Note that the construction of a bundle to hold the resources does not necessarily mean that the code is in the same bundle, i.e. it is not necessarily a framework. Whether or not the code is colocated with the resources is an implementation detail. The key part of this proposal is that the package's code not make any assumptions that limits the build system's choices in where to put the resources, as long as it can make them accessible to the package code at runtime.

Runtime Access to Resources Bundle

SwiftPM will generate an internal static extension on Bundle for each module it compiles:

extension Bundle {
    /// The bundle associated with the current Swift module.
    static let moduleResources: Bundle = { ... }()

Because this is an internal static property, it would be visible only to code within the same module, and the implementations for each module would not interfere with each other. The implementation generated by SwiftPM would use information about the layout of the built product to instantiate and cache the bundle that contains the resources.

The first access to the moduleResources property would cause the bundle to be instantiated. Modules without any resources would not have resource bundles, and for such modules, no declaration would be created.

Some examples:

// Get path to DefaultSettings.plist file.
let path = Bundle.moduleResources.path(forResource: "DefaultSettings", ofType: "plist")

// Load an image that can be in an asset archive in a bundle.
let image = UIImage(named: "MyIcon", in: Bundle.moduleResources, compatibleWith: UITraitCollection(userInterfaceStyle: .dark))

// Find a vertex function in a compiled Metal shader library.
let shader = try mtlDevice.makeDefaultLibrary(bundle: Bundle.moduleResources).makeFunction(name: "vertexShader")

// Load a texture.
let texture = MTKTextureLoader(device: mtlDevice).newTexture(name: "Grass", scaleFactor: 1.0, bundle: Bundle.moduleResources, options: options)

Because the name of the accessor would always be moduleResources, code could be moved between modules (as long as the resources were moved as well) without requiring any source code changes.

This would be an improvement over the status quo in Cocoa code, which involves either Bundle.init(for:<class>) or Bundle.init(identifier:).
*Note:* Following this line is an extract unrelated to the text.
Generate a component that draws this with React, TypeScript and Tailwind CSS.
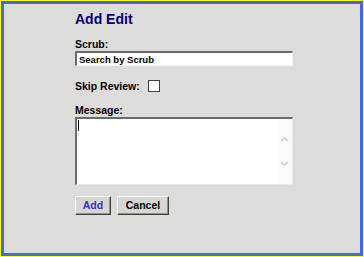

The former is problematic because it assumes that the resources will necessarily be in the same bundle as the code (which won't be true for statically linked code), and the latter is problematic because it hardcodes the identifier name (and also because it doesn't automatically cause the bundle to be loaded if it hasn't been loaded already).
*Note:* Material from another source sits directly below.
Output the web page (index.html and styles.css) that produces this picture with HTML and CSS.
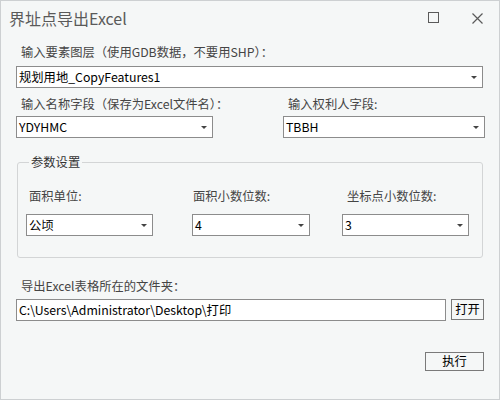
FILE: index.html
```html
<!DOCTYPE html>
<html lang="zh-CN">
<head>
<meta charset="utf-8">
<link rel="stylesheet" href="styles.css">
</head>
<body>
<div class="window">
  <div class="titlebar">
    <span class="title">界址点导出Excel</span>
    <div class="controls">
      <span class="maxbox"></span>
      <svg class="close" width="11" height="11" viewBox="0 0 11 11"><path d="M0.5 0.5 L10.5 10.5 M10.5 0.5 L0.5 10.5" stroke="#5a5a5a" stroke-width="1.2" fill="none"/></svg>
    </div>
  </div>
  <div class="content">
    <div class="label l1">输入要素图层（使用GDB数据，不要用SHP）：</div>
    <div class="combo c-full"><span>规划用地_CopyFeatures1</span><span class="arrow"></span></div>

    <div class="row2">
      <div class="field">
        <div class="label l2">输入名称字段（保存为Excel文件名）：</div>
        <div class="combo c-name"><span>YDYHMC</span><span class="arrow"></span></div>
      </div>
      <div class="field">
        <div class="label l2">输入权利人字段:</div>
        <div class="combo c-owner"><span>TBBH</span><span class="arrow"></span></div>
      </div>
    </div>

    <fieldset class="group">
      <legend>参数设置</legend>
      <div class="params">
        <div class="field">
          <div class="label l3 p1">面积单位:</div>
          <div class="combo c-p1"><span>公顷</span><span class="arrow"></span></div>
        </div>
        <div class="field">
          <div class="label l3 p2">面积小数位数:</div>
          <div class="combo c-p2"><span>4</span><span class="arrow"></span></div>
        </div>
        <div class="field">
          <div class="label l3 p3">坐标点小数位数:</div>
          <div class="combo c-p3"><span>3</span><span class="arrow"></span></div>
        </div>
      </div>
    </fieldset>

    <div class="label l4">导出Excel表格所在的文件夹：</div>
    <div class="pathrow">
      <div class="textbox">C:\Users\Administrator\Desktop\打印</div>
      <button class="btn btn-open">打开</button>
    </div>
    <div class="actions">
      <button class="btn btn-run">执行</button>
    </div>
  </div>
</div>
</body>
</html>
```

FILE: styles.css
```css
html, body {
  margin: 0;
  padding: 0;
}
body {
  font-family: "Noto Sans CJK SC", "Microsoft YaHei", sans-serif;
  background: #f5f7f7;
}
.window {
  width: 500px;
  height: 400px;
  box-sizing: border-box;
  border: 1px solid #cdd0d2;
  background: #f5f7f7;
  display: flex;
  flex-direction: column;
}
.titlebar {
  height: 33px;
  display: flex;
  align-items: center;
  justify-content: space-between;
  padding-left: 8px;
  padding-right: 16px;
}
.title {
  font-size: 16px;
  color: #5a5a5a;
  line-height: 20px;
  margin-top: 1px;
}
.controls {
  display: flex;
  align-items: center;
  gap: 33px;
}
.maxbox {
  width: 9px;
  height: 9px;
  border: 1px solid #5a5a5a;
  display: block;
}
.close {
  display: block;
  margin-top: 2px;
}
.content {
  padding: 0 15px 0 15px;
  display: flex;
  flex-direction: column;
}
.label {
  font-size: 12.3px;
  line-height: 18px;
  color: #454545;
  padding-left: 5px;
  white-space: nowrap;
}
.l1 { margin-top: 9px; margin-bottom: 5px; }
.l2 { margin-top: 7px; margin-bottom: 3px; }
.l4 { margin-top: 19px; margin-bottom: 4px; }

.combo {
  box-sizing: border-box;
  height: 22px;
  border: 1px solid #8c8c8c;
  background: #fff;
  display: flex;
  align-items: center;
  justify-content: space-between;
  padding-left: 2px;
  padding-right: 5px;
  font-size: 12.3px;
  color: #000;
}
.arrow {
  width: 0;
  height: 0;
  border-left: 3px solid transparent;
  border-right: 3px solid transparent;
  border-top: 3px solid #444;
  margin-top: 1px;
}
.c-full { width: 467px; }
.row2 {
  display: grid;
  grid-template-columns: 267px 202px;
}
.c-name { width: 197px; }
.c-owner { width: 202px; }

.group {
  margin: 16px 0 0 1px;
  padding: 0 0 21px 8px;
  width: 466px;
  box-sizing: border-box;
  border: 1px solid #d3d5d6;
  border-radius: 3px;
}
.group legend {
  font-size: 12.3px;
  line-height: 16px;
  color: #333;
  padding: 0 2px;
  margin-left: 3px;
}
.params {
  display: grid;
  grid-template-columns: 166px 150px 127px;
  padding-top: 17px;
}
.l3 { margin-bottom: 9px; }
.p1 { padding-left: 3px; }
.p2 { padding-left: 1px; }
.p3 { padding-left: 5px; }
.c-p1 { width: 127px; }
.c-p2 { width: 118px; }
.c-p3 { width: 127px; }

.pathrow {
  display: flex;
  gap: 5px;
}
.textbox {
  box-sizing: border-box;
  width: 430px;
  height: 22px;
  border: 1px solid #8c8c8c;
  background: #fff;
  font-size: 12.3px;
  line-height: 20px;
  padding-left: 2px;
  color: #000;
  white-space: nowrap;
}
.btn {
  box-sizing: border-box;
  margin: 0;
  padding: 0;
  background: #f5f7f7;
  border: 1px solid #7a7a7a;
  border-radius: 0;
  font-family: "Noto Sans CJK SC", "Microsoft YaHei", sans-serif;
  font-size: 12.3px;
  color: #000;
}
.btn-open {
  width: 33px;
  height: 21px;
  line-height: 19px;
}
.actions {
  display: flex;
  justify-content: flex-end;
  margin-top: 31px;
}
.btn-run {
  width: 59px;
  height: 19px;
  line-height: 17px;
}
```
This approach also allows creating codeless resource bundles. Any package target that really wants to just vend the bundle of resources could implement a single property to publicly expose the bundle to clients. It seems reasonable that the package authors have to explicitly vend them.

For Objective-C, the build system will add a preprocessor define called PACKAGE_MODULE_BUNDLE which can be used to access the bundle from any .m file.

Localization Support

Localization support will build on top of the resources feature described in this proposal. We think resources and localization support are separable and it would be better to discuss localization in its own proposal.
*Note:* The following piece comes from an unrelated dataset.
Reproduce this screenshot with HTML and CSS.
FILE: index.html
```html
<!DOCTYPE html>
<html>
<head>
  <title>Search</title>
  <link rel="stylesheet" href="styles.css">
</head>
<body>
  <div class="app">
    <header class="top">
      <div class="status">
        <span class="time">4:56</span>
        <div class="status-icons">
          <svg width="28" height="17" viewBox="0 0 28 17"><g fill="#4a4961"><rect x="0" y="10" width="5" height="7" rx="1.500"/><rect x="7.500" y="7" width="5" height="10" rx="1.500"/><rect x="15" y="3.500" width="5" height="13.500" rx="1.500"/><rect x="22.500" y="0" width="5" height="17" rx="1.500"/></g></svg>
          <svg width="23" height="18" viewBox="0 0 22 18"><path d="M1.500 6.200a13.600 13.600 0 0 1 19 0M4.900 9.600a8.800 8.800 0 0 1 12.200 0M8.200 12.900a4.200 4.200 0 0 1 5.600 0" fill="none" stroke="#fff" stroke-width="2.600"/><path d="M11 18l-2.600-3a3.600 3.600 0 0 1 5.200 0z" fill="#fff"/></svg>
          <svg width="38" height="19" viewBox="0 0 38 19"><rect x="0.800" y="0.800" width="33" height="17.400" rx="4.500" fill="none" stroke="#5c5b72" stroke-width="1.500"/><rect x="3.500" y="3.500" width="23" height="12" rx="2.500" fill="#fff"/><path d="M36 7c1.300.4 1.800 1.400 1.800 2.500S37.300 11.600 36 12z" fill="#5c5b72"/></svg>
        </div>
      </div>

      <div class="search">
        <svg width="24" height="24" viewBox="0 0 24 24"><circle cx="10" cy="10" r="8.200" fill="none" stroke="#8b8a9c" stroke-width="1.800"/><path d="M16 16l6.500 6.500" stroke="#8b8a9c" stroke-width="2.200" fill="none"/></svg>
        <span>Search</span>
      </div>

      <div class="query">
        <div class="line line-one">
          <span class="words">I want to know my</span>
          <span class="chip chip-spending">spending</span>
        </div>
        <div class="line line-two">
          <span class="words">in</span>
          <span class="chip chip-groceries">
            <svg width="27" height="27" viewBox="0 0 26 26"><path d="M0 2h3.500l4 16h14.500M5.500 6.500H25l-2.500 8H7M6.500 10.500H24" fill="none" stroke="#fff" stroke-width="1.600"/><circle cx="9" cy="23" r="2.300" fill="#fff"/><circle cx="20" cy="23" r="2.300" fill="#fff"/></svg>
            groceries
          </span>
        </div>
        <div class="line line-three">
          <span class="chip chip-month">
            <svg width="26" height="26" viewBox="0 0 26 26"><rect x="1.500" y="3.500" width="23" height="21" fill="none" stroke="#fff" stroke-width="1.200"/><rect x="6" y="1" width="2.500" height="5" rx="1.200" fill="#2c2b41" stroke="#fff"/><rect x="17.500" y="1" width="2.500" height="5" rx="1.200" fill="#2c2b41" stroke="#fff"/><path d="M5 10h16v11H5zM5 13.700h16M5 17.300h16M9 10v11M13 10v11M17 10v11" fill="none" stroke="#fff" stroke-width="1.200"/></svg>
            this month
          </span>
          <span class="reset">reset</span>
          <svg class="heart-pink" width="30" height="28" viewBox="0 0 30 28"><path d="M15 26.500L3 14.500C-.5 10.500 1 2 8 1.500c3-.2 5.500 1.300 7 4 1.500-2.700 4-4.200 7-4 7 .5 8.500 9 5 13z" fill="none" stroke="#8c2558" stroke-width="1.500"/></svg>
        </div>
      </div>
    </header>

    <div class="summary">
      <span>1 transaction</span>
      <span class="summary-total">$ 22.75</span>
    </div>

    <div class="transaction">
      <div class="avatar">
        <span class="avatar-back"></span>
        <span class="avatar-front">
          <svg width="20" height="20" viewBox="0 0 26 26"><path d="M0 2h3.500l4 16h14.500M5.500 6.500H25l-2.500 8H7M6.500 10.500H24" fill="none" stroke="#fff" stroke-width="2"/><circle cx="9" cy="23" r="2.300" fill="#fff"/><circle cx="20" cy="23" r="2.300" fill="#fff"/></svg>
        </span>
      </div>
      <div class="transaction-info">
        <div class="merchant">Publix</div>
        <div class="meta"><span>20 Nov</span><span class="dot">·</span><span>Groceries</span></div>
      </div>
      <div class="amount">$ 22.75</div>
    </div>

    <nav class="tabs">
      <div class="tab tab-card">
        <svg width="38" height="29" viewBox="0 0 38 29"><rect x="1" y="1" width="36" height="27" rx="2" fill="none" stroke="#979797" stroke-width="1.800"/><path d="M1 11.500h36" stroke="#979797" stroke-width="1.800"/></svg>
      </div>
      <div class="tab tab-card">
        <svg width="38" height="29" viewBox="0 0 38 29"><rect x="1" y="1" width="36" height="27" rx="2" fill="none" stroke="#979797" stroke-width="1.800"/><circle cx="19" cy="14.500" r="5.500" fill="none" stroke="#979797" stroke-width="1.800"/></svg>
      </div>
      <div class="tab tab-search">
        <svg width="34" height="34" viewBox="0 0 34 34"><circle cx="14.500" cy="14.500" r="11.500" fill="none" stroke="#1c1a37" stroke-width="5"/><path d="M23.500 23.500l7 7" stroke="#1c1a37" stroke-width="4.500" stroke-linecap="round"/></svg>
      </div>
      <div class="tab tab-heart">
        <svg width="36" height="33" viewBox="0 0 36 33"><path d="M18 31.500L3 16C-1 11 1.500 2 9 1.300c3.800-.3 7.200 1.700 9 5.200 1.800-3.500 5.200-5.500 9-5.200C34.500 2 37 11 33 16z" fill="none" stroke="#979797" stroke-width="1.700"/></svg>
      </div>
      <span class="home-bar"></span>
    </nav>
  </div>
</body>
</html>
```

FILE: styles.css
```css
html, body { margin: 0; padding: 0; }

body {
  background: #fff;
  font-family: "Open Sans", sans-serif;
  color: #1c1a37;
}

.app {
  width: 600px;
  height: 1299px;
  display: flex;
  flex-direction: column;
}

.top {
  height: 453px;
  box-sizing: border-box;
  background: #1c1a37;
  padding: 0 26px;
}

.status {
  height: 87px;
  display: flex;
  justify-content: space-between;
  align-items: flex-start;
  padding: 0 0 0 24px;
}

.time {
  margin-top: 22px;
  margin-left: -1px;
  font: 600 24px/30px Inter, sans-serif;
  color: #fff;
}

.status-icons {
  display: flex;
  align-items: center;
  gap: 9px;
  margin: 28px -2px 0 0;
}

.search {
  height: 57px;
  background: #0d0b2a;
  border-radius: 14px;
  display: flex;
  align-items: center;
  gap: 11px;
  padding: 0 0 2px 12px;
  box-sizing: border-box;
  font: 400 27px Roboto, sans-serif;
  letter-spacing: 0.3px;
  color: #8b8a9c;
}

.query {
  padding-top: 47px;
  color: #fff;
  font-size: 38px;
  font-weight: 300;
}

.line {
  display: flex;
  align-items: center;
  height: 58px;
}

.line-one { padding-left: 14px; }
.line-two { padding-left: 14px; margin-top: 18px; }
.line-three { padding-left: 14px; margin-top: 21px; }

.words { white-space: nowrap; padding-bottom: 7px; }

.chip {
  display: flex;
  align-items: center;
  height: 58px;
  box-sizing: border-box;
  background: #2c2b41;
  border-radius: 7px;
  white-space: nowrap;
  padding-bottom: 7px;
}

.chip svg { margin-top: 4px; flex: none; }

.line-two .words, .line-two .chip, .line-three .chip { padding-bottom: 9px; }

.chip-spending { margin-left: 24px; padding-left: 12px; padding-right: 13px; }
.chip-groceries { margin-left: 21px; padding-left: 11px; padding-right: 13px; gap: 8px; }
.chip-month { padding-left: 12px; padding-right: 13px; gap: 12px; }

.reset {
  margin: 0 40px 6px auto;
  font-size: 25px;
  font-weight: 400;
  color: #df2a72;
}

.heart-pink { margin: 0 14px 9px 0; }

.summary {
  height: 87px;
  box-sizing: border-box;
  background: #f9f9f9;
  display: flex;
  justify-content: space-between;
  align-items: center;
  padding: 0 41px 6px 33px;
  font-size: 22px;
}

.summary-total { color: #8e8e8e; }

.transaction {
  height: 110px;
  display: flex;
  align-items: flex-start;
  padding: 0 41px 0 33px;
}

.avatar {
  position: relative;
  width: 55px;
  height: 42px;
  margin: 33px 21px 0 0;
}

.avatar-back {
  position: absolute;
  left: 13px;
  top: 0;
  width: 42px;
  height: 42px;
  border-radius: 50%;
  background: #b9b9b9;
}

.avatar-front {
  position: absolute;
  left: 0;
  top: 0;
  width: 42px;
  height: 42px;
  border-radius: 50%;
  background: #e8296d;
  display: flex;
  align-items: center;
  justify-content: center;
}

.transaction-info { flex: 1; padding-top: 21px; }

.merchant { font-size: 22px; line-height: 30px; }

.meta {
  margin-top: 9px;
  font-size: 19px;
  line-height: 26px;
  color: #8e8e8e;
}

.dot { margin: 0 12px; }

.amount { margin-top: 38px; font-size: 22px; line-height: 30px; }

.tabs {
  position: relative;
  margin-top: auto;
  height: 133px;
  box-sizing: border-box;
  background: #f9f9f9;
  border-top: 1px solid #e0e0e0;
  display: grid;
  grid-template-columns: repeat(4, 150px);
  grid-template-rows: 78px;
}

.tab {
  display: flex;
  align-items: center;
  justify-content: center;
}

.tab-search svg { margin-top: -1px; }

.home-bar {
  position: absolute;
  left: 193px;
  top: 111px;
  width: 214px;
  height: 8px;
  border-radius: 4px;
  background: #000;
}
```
This section describes the rationale for some of the design decisions taken in this proposal.

Scoping of Resources to targets

Resources are most commonly referenced by the code that needs them, so it seems natural to consider source files and resource files as conceptually being a part of the same target. Any client that depends on the target's code also needs the associated resources to be available at runtime (though it usually doesn't access them directly, but instead through the code that makes use of them).

Furthermore, the processing of some types of resources might result in the generation of more source code, which needs to be compiled into the same module as the code that needs the resource. For this reason, too, it is natural to consider the resources (and any generated code) as conceptually being a part of the same target as the code that uses it.

Scoping resources by target also aligns naturally with how targets are currently built in other development environments that support resources: in Xcode, for example, each target is built into a CFBundle (usually a framework or an application), and any resources associated with the target are copied into that bundle. Since a bundle provides a namespace for the resources in it, scoping resources by target is natural.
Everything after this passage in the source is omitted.